### Task to carry out
From the first line of the data down to and including the line with "import React from", copy everything exactly, leaving out pictures.
*** Supplied material
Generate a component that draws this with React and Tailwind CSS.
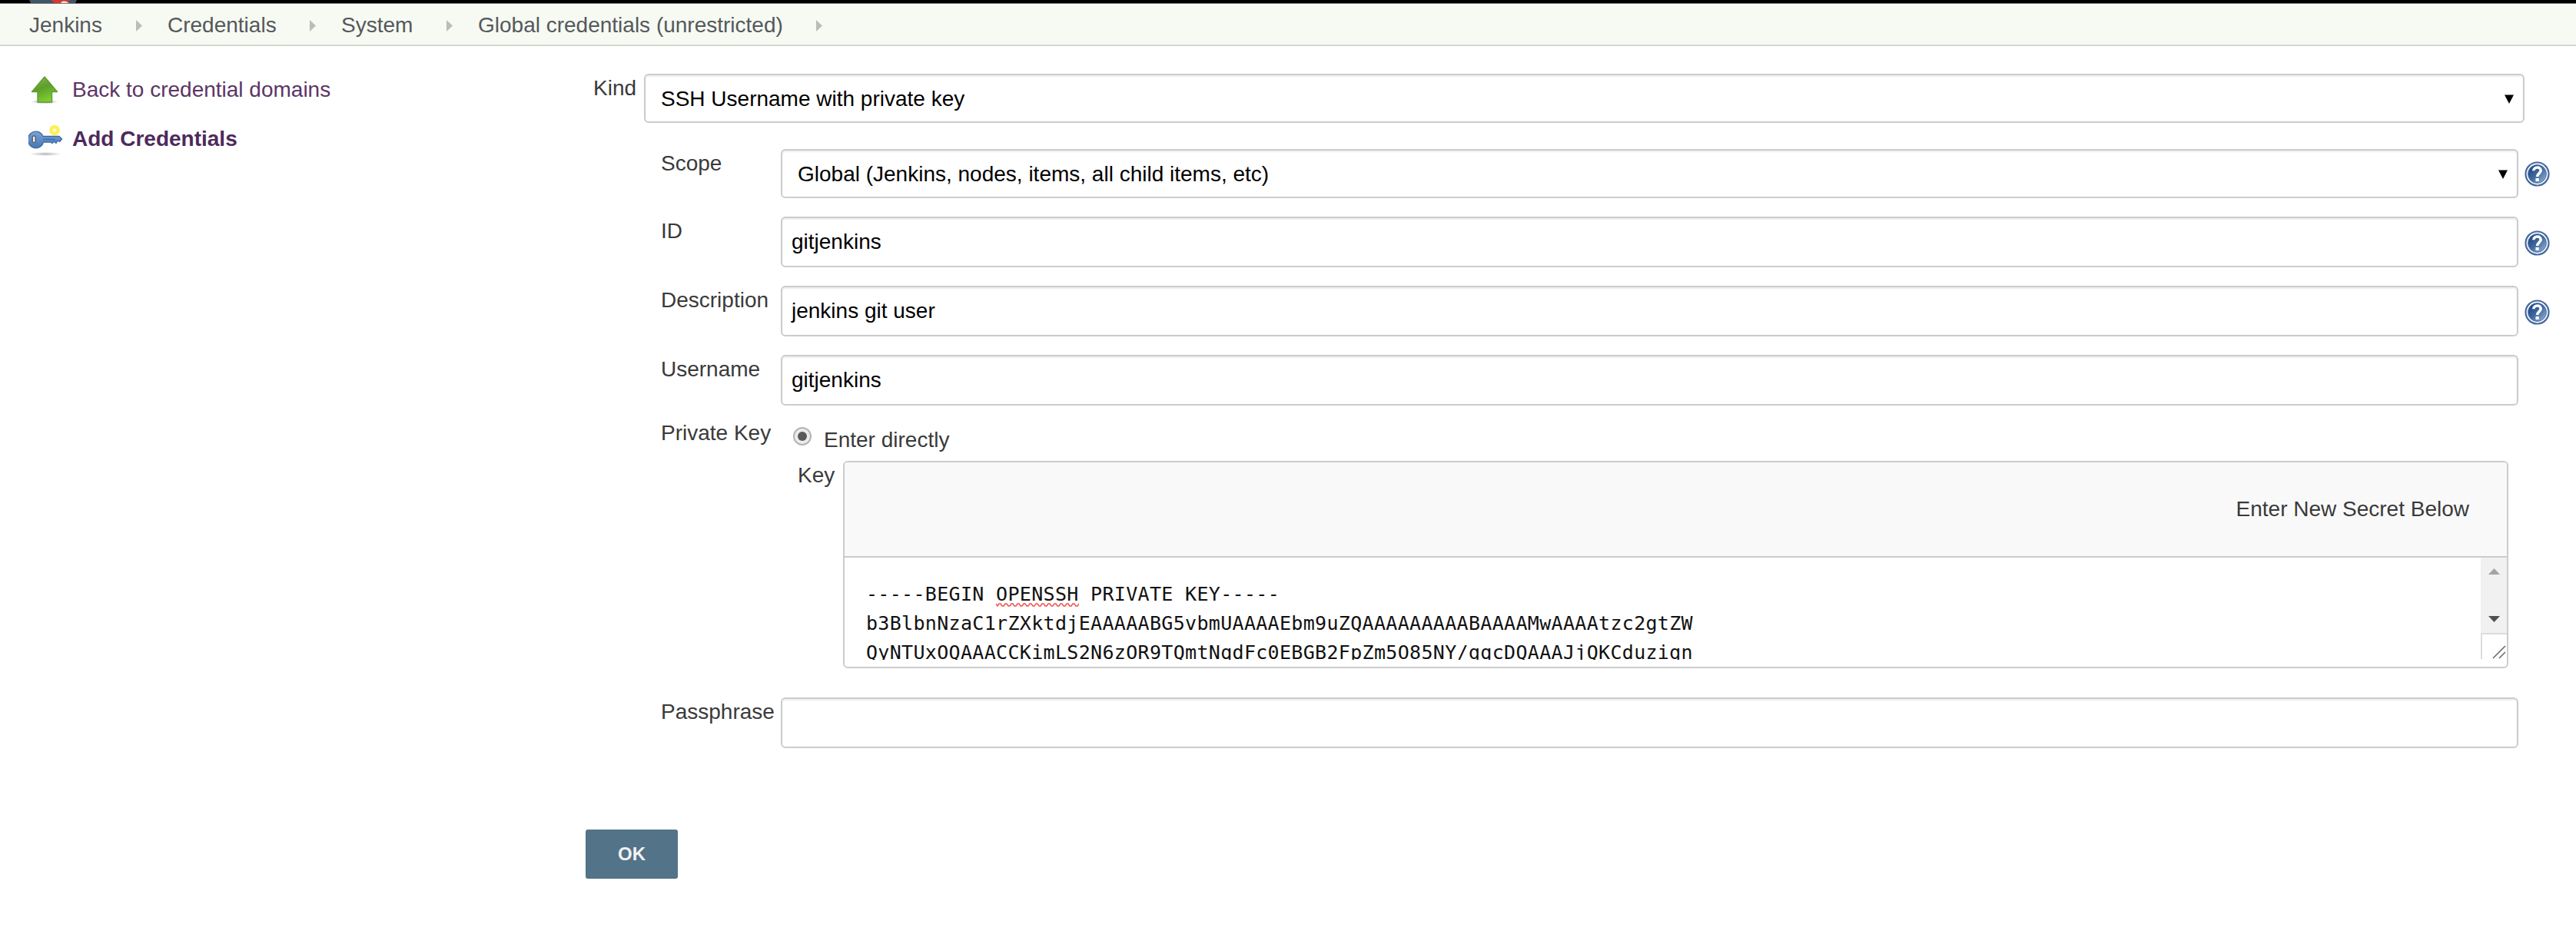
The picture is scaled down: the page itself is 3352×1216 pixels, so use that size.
import React from "react";

const CRUMBS = [
  ["Jenkins", "w-[180px]"],
  ["Credentials", "w-[226px]"],
  ["System", "w-[178px]"],
  ["Global credentials (unrestricted)", "w-[481px]"],
];

function TopBar() {
  return (
    <div className="h-[5px] bg-black border-b border-[#77756f] pl-[38px]">
      <svg width="64" height="4" viewBox="0 0 64 4" className="block">
        <path d="M0 0H62L60 4H2Z" fill="#3f5568" />
        <path d="M28 0H53L49 4H33Z" fill="#d8392f" />
        <path d="M41 4C42 1 46 1 48 2L52 4Z" fill="#efe6e0" />
      </svg>
    </div>
  );
}

function Breadcrumbs() {
  return (
    <nav className="mt-[2px] h-[53px] bg-[#f6faf2] border-b-2 border-[#d3d6cf] flex pl-[38px] text-[#55585c]">
      {CRUMBS.map(([label, width]) => (
        <div key={label} className={"flex justify-between shrink-0 h-[51px] " + width}>
          <span className="leading-8 mt-[10px] whitespace-nowrap">{label}</span>
          <svg width="8" height="15" viewBox="0 0 8 15" className="mt-[19px] mr-[33px] shrink-0">
            <path d="M0 0L8 7.5L0 15Z" fill="#bbbbbb" />
          </svg>
        </div>
      ))}
    </nav>
  );
}

function UpArrowIcon() {
  return (
    <svg width="36" height="38" viewBox="0 0 36 38">
      <defs>
        <linearGradient id="up" x1="0" y1="0" x2="0.4" y2="1">
          <stop offset="0" stopColor="#8cc152" />
          <stop offset="0.5" stopColor="#5e9e2c" />
          <stop offset="1" stopColor="#7ccb30" />
        </linearGradient>
        <radialGradient id="upShade">
          <stop offset="0" stopColor="#000" stopOpacity="0.4" />
          <stop offset="1" stopColor="#000" stopOpacity="0" />
        </radialGradient>
      </defs>
      <ellipse cx="18" cy="34.5" rx="18" ry="3" fill="url(#upShade)" />
      <path d="M18 2L34.5 21.5H27.5V35H9V21.5H1.5Z" fill="url(#up)" stroke="#5f9c33" strokeWidth="1.4" strokeLinejoin="round" />
    </svg>
  );
}

function KeyIcon() {
  return (
    <svg width="46" height="42" viewBox="0 0 46 42">
      <defs>
        <radialGradient id="keyShade">
          <stop offset="0" stopColor="#000" stopOpacity="0.3" />
          <stop offset="1" stopColor="#000" stopOpacity="0" />
        </radialGradient>
        <linearGradient id="keyBody" x1="0" y1="0" x2="0" y2="1">
          <stop offset="0" stopColor="#7ba3d6" />
          <stop offset="1" stopColor="#4677b6" />
        </linearGradient>
      </defs>
      <ellipse cx="22" cy="38.5" rx="21" ry="2.6" fill="url(#keyShade)" />
      <circle cx="34" cy="7.5" r="4.6" fill="#fffbd0" stroke="#fdf05a" strokeWidth="4.5" />
      <path d="M19 15.5H40L43.5 19L40.5 22.5L38 21L36 24.5L33.5 22L31 24.5L28.5 23H19.5A10.3 10.8 0 1 1 19 15.5Z" fill="url(#keyBody)" stroke="#4068a0" strokeWidth="1.3" strokeLinejoin="round" />
      <rect x="5.2" y="15" width="4" height="8.5" rx="1.5" fill="#f2f2f2" stroke="#56657c" strokeWidth="1.6" />
      <path d="M19 19.5H35" stroke="#3f6aa6" strokeWidth="1.4" />
    </svg>
  );
}

function HelpIcon() {
  return (
    <svg width="33" height="33" viewBox="0 0 33 33" className="shrink-0">
      <defs>
        <linearGradient id="help" x1="0" y1="0" x2="1" y2="1">
          <stop offset="0.1" stopColor="#1f4680" />
          <stop offset="0.5" stopColor="#40699f" />
          <stop offset="0.9" stopColor="#8aaad0" />
        </linearGradient>
      </defs>
      <circle cx="16.5" cy="16.5" r="15" fill="#fff" stroke="#44699e" strokeWidth="2.2" />
      <circle cx="16.5" cy="16.5" r="12" fill="url(#help)" stroke="#5579aa" strokeWidth="1" />
      <path d="M11.8 12.2C12 6.8 21 6.6 21.2 12C21.2 15.6 16.6 15.6 16.6 20" fill="none" stroke="#fff" strokeWidth="3.6" />
      <rect x="14.5" y="22" width="4.2" height="4" fill="#fff" />
    </svg>
  );
}

function Caret() {
  return (
    <svg width="12" height="12" viewBox="0 0 12 12" className="ml-auto shrink-0">
      <path d="M0 0.5H12L6 12Z" fill="#000" />
    </svg>
  );
}

const BOX = "flex items-center border-2 border-[#cccccc] rounded-[6px] bg-white text-black shadow-[inset_0_2px_2px_rgba(0,0,0,0.07)] ";

/* One labelled line of the form; `top` is the gap above it. */
function Field({ label, value, top, select, help }) {
  return (
    <div className={"flex items-start " + top}>
      <label className="w-[156px] shrink-0 leading-8 mt-[3px] whitespace-nowrap">{label}</label>
      <div className={BOX + "w-[2261px] shrink-0 " + (select ? "h-16 pl-5 pr-3 pt-[1px]" : "h-[66px] pl-3")}>
        <span>{value}</span>
        {select && <Caret />}
      </div>
      {help && <div className={"ml-2 " + (select ? "mt-4" : "mt-[18px]")}><HelpIcon /></div>}
    </div>
  );
}

function SecretBox() {
  return (
    <div className="w-[2167px] h-[270px] shrink-0 border-2 border-[#cccccc] rounded-[6px] bg-white overflow-hidden">
      <div className="h-[124px] bg-[#f9f9f9] border-b-2 border-[#cccccc] flex justify-end pr-[49px]">
        <span className="leading-8 mt-[45px]">Enter New Secret Below</span>
      </div>
      <div className="flex justify-between">
        <div className="h-[133px] overflow-hidden pl-[28px] pt-[29px] font-['DejaVu_Sans_Mono',monospace] text-[25px] tracking-[0.32px] leading-[38px] text-[#111] whitespace-pre">
          <div>-----BEGIN <span className="relative">OPENSSH<svg width="108" height="5" viewBox="0 0 108 5" className="absolute left-0 bottom-[-2px]">
            <path d={"M0 1" + Array.from({ length: 27 }, (_, i) => `L${i * 4 + 2} ${i % 2 ? 1 : 4}L${i * 4 + 4} ${i % 2 ? 4 : 1}`).join("")} fill="none" stroke="#f0504c" strokeWidth="1.4" />
          </svg></span> PRIVATE KEY-----</div>
          <div>b3BlbnNzaC1rZXktdjEAAAAABG5vbmUAAAAEbm9uZQAAAAAAAAABAAAAMwAAAAtzc2gtZW</div>
          <div>QyNTUxOQAAACCKimLS2N6zOR9TQmtNqdFc0EBGB2FpZm5O85NY/gqcDQAAAJjQKCduzign</div>
        </div>
        <div className="w-[34px]">
          <div className="h-[98px] bg-[#f1f1f1] flex flex-col items-center justify-between pt-[14px] pb-[14px]">
            <svg width="15" height="8" viewBox="0 0 15 8"><path d="M0 8L7.5 0L15 8Z" fill="#a3a3a3" /></svg>
            <svg width="15" height="8" viewBox="0 0 15 8"><path d="M0 0H15L7.5 8Z" fill="#505050" /></svg>
          </div>
          <div className="h-[34px] border-t-2 border-l-2 border-[#dcdcdc] flex justify-end items-end pr-[1px]">
            <svg width="18" height="18" viewBox="0 0 18 18">
              <path d="M1 17L17 1M9 17L17 9" stroke="#6a6a6a" strokeWidth="1.6" />
            </svg>
          </div>
        </div>
      </div>
    </div>
  );
}

export default function App() {
  return (
    <div className="w-[3352px] h-[1216px] overflow-hidden bg-white font-['Liberation_Sans',Arial,sans-serif] text-[28px] leading-8 text-[#3a3a3a]">
      <TopBar />
      <Breadcrumbs />
      <div className="flex">
        <aside className="w-[762px] shrink-0 pl-[36px] pt-[38px] text-[#5c3566]">
          <div className="flex items-start h-16">
            <div className="w-[58px] pl-1"><UpArrowIcon /></div>
            <a className="mt-[3px]">Back to credential domains</a>
          </div>
          <div className="flex items-start">
            <div className="w-[58px] pl-px"><KeyIcon /></div>
            <a className="mt-[3px] font-bold text-[#4d2a5c]">Add Credentials</a>
          </div>
        </aside>
        <main className="pt-[36px]">
          <div className="flex items-start pl-[10px]">
            <label className="w-[66px] mt-[3px]">Kind</label>
            <div className={BOX + "w-[2447px] h-16 pl-5 pr-3 pt-[1px]"}>
              <span>SSH Username with private key</span>
              <Caret />
            </div>
          </div>
          <div className="pl-[98px]">
            <Field label="Scope" value="Global (Jenkins, nodes, items, all child items, etc)" top="mt-[34px]" select help />
            <Field label="ID" value="gitjenkins" top="mt-6" help />
            <Field label="Description" value="jenkins git user" top="mt-6" help />
            <Field label="Username" value="gitjenkins" top="mt-6" />
            <div className="flex items-start mt-[18px] h-[54px]">
              <span className="w-[172px] mt-[2px]">Private Key</span>
              <span className="mt-[10px] w-6 h-6 rounded-full border-2 border-[#b4b4b4] bg-[#ececec] flex items-center justify-center">
                <span className="w-3 h-3 rounded-full bg-[#5a5a5a]" />
              </span>
              <span className="ml-[16px] mt-[11px]">Enter directly</span>
            </div>
            <div className="flex items-start pl-[178px]">
              <label className="w-[59px] shrink-0 mt-[3px]">Key</label>
              <SecretBox />
            </div>
            <Field label="Passphrase" value="" top="mt-[38px]" />
          </div>
          <button className="block mt-[106px] w-[120px] h-16 rounded-[3px] bg-[#527388] text-[#f2f2f2] text-[24px] font-bold">OK</button>
        </main>
      </div>
    </div>
  );
}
******
### Correct response
Generate a component that draws this with React and Tailwind CSS.
The picture is scaled down: the page itself is 3352×1216 pixels, so use that size.
import React from "react";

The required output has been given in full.